──────── Supplied information ────────
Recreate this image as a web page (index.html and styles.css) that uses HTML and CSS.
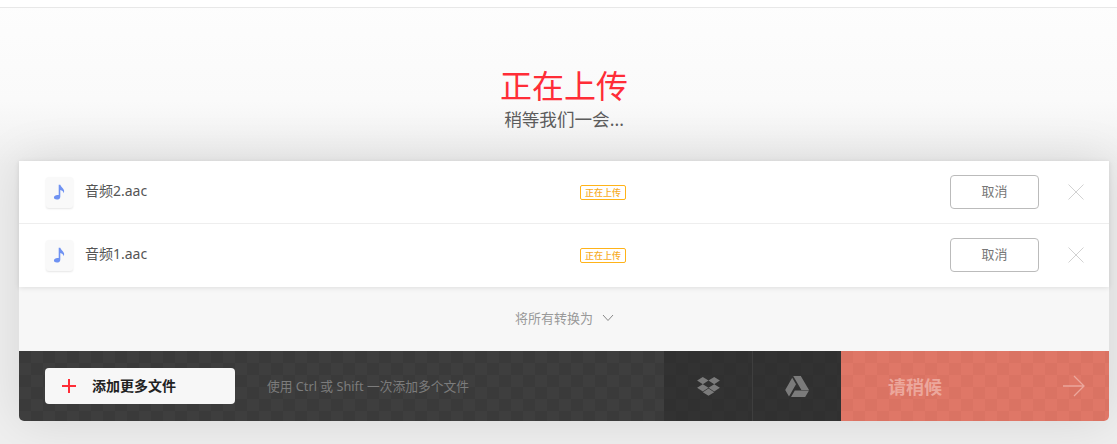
FILE: index.html
```html
<!DOCTYPE html>
<html lang="zh">
<head>
  <meta charset="UTF-8">
  <meta name="viewport" content="width=device-width, initial-scale=1.0">
  <title>正在上传</title>
  <link rel="stylesheet" href="styles.css">
</head>
<body>

<div class="topbar"></div>

<div class="heading">
  <h1>正在上传</h1>
  <p>稍等我们一会...</p>
</div>

<div class="card">
  <div class="files">
    <div class="file-row">
      <div class="file-icon">
        <svg width="13" height="16" viewBox="0 0 16 20"><path class="note" d="M7 1h2c.4 2.600 3.400 3.600 4.500 6.400.5 1.300.3 3-.5 4.100.1-2.200-1.800-3.700-4-4.100v8.400c0 2.200-2 3.700-4.400 3.700C2.500 19.500 1 18.500 1 17c0-2 2.200-3.400 4.300-3.400.6 0 1.200.1 1.700.3z"/></svg>
      </div>
      <div class="file-name">音频2.aac</div>
      <div class="file-status"><span class="badge">正在上传</span></div>
      <button class="cancel">取消</button>
      <svg class="close" width="16" height="16" viewBox="0 0 16 16"><path d="M.5.5l15 15M15.500.5l-15 15"/></svg>
    </div>
    <div class="file-row">
      <div class="file-icon">
        <svg width="13" height="16" viewBox="0 0 16 20"><path class="note" d="M7 1h2c.4 2.600 3.400 3.600 4.500 6.400.5 1.300.3 3-.5 4.100.1-2.200-1.800-3.700-4-4.100v8.400c0 2.200-2 3.700-4.400 3.700C2.500 19.500 1 18.500 1 17c0-2 2.200-3.400 4.300-3.400.6 0 1.200.1 1.700.3z"/></svg>
      </div>
      <div class="file-name">音频1.aac</div>
      <div class="file-status"><span class="badge">正在上传</span></div>
      <button class="cancel">取消</button>
      <svg class="close" width="16" height="16" viewBox="0 0 16 16"><path d="M.5.5l15 15M15.500.5l-15 15"/></svg>
    </div>
  </div>

  <div class="convert-all">
    <span>将所有转换为</span>
    <svg width="12" height="8" viewBox="0 0 12 8"><path d="M1 1l5 5.500L11 1"/></svg>
  </div>

  <div class="toolbar">
    <div class="add-area">
      <button class="add-btn">
        <svg width="14" height="14" viewBox="0 0 14 14"><path d="M7 0v14M0 7h14"/></svg>
        <span>添加更多文件</span>
      </button>
      <span class="hint">使用 Ctrl 或 Shift 一次添加多个文件</span>
    </div>
    <div class="cloud">
      <svg width="23" height="19" viewBox="0 0 24 20"><path d="M6 0l6 3.800-6 3.800-6-3.800zM18 0l6 3.800-6 3.800-6-3.800zM0 11.400l6-3.800 6 3.800-6 3.800zM18 7.600l6 3.800-6 3.800-6-3.800zM6 16l6-3.800 6 3.800-6 3.800z"/></svg>
    </div>
    <div class="cloud cloud-last">
      <svg width="24" height="21" viewBox="0 0 24 21"><path d="M8.200 0h7.600l8.200 14h-7.600zM7.200 1.700l3.800 6.500L4 20.500.2 14zM9.800 14.400H24l-3.800 6.600H6z"/></svg>
    </div>
    <div class="wait">
      <span>请稍候</span>
      <svg width="22" height="22" viewBox="0 0 22 22"><path d="M0 11h21M11 1l10 10-10 10"/></svg>
    </div>
  </div>
</div>

</body>
</html>
```

FILE: styles.css
```css
html, body {
  height: 100%;
}
body {
  font-family: "Noto Sans", "Noto Sans CJK SC", sans-serif;
  margin: 0;
  padding: 0;
  overflow: hidden;
  background: linear-gradient(#fdfdfd 0, #fafafa 100px, #efefef 165px, #efefef 100%);
}
.topbar {
  height: 7px;
  background-color: #fff;
  border-bottom: 1px solid #e8e8e8;
}
.heading {
  height: 153px;
  margin: 0 8px 0 19px;
  padding-top: 57px;
  box-sizing: border-box;
  text-align: center;
}
.heading h1 {
  margin: 0;
  font-size: 32px;
  line-height: 42px;
  font-weight: 400;
  color: #ff2d37;
}
.heading p {
  margin: 0;
  font-size: 17.600px;
  line-height: 24px;
  color: #5c5c5c;
}
.card {
  margin: 0 8px 0 19px;
  border-radius: 0 0 5px 5px;
  background-color: #f7f7f7;
  box-shadow: 0 0 50px rgba(0, 0, 0, 0.11);
}
.files {
  background-color: #fff;
  box-shadow: 0 1px 5px rgba(0, 0, 0, 0.1);
  position: relative;
}
.file-row {
  height: 63px;
  box-sizing: border-box;
  padding: 0 25px 0 27px;
  display: flex;
  align-items: center;
  border-bottom: 1px solid #eee;
}
.file-row:last-child {
  border-bottom-color: transparent;
}
.file-icon {
  width: 27px;
  height: 31px;
  margin-right: 12px;
  border-radius: 3px;
  background-color: #f9f9f9;
  box-shadow: 0 1px 2px rgba(0, 0, 0, 0.1);
  display: flex;
  align-items: center;
  justify-content: center;
}
.note {
  fill: #6f92f2;
}
.file-name {
  width: 495px;
  padding-bottom: 4px;
  font-size: 14px;
  color: #555;
}
.file-status {
  flex: 1;
  display: flex;
}
.badge {
  width: 46px;
  height: 15px;
  box-sizing: border-box;
  border: 1px solid #ffb319;
  border-radius: 2px;
  font-size: 9px;
  font-weight: 500;
  line-height: 13px;
  text-align: center;
  color: #f7ab1f;
}
.cancel {
  width: 89px;
  height: 34px;
  margin-right: 29px;
  padding: 0 0 3px;
  border: 1px solid #bbb;
  border-radius: 4px;
  background-color: #fff;
  font-family: inherit;
  font-size: 13px;
  color: #777;
}
.close path {
  stroke: #d2d2d2;
  stroke-width: 1;
  fill: none;
}
.convert-all {
  height: 64px;
  box-sizing: border-box;
  padding: 0 0 3px 1px;
  display: flex;
  align-items: center;
  justify-content: center;
  gap: 9px;
  font-size: 13px;
  color: #999;
}
.convert-all svg path {
  stroke: #888;
  fill: none;
}
.toolbar {
  height: 70px;
  display: flex;
  border-radius: 0 0 5px 5px;
  overflow: hidden;
  color: #fff;
}
.add-area {
  width: 645px;
  box-sizing: border-box;
  padding-left: 26px;
  display: flex;
  align-items: center;
  background: repeating-conic-gradient(#3e3e3e 0 25%, #3a3a3a 0 50%) 0 0 / 24px 24px;
}
.add-btn {
  width: 190px;
  height: 36px;
  padding: 0 0 2px 17px;
  margin-right: 32px;
  border: none;
  border-radius: 4px;
  background-color: #f7f7f7;
  display: flex;
  align-items: center;
  gap: 16px;
  font-family: inherit;
  font-size: 14px;
  font-weight: 700;
  color: #222;
}
.add-btn svg {
  margin-top: 2px;
}
.add-btn path {
  stroke: #ff2d37;
  stroke-width: 2;
  fill: none;
}
.hint {
  padding-bottom: 2px;
  font-size: 12.750px;
  color: #7c7c7c;
}
.cloud {
  width: 88px;
  display: flex;
  align-items: center;
  justify-content: center;
  background: repeating-conic-gradient(#323232 0 25%, #303030 0 50%) 0 0 / 24px 24px;
  border-right: 1px solid #3e3e3e;
}
.cloud-last {
  width: 88px;
  border-right: none;
}
.cloud svg {
  fill: #7b7b7b;
}
.wait {
  flex: 1;
  box-sizing: border-box;
  padding: 0 24px 0 47px;
  display: flex;
  align-items: center;
  justify-content: space-between;
  background: repeating-conic-gradient(#df7767 0 25%, #da7363 0 50%) 0 0 / 24px 24px;
  font-size: 18px;
  font-weight: 700;
  color: #eca79c;
}
.wait path {
  stroke: #eca79c;
  stroke-width: 1.300;
  fill: none;
}
```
────────
Look through the lines above and collect those with the word "styles".

Recreate this image as a web page (index.html and styles.css) that uses HTML and CSS.
  <link rel="stylesheet" href="styles.css">
FILE: styles.css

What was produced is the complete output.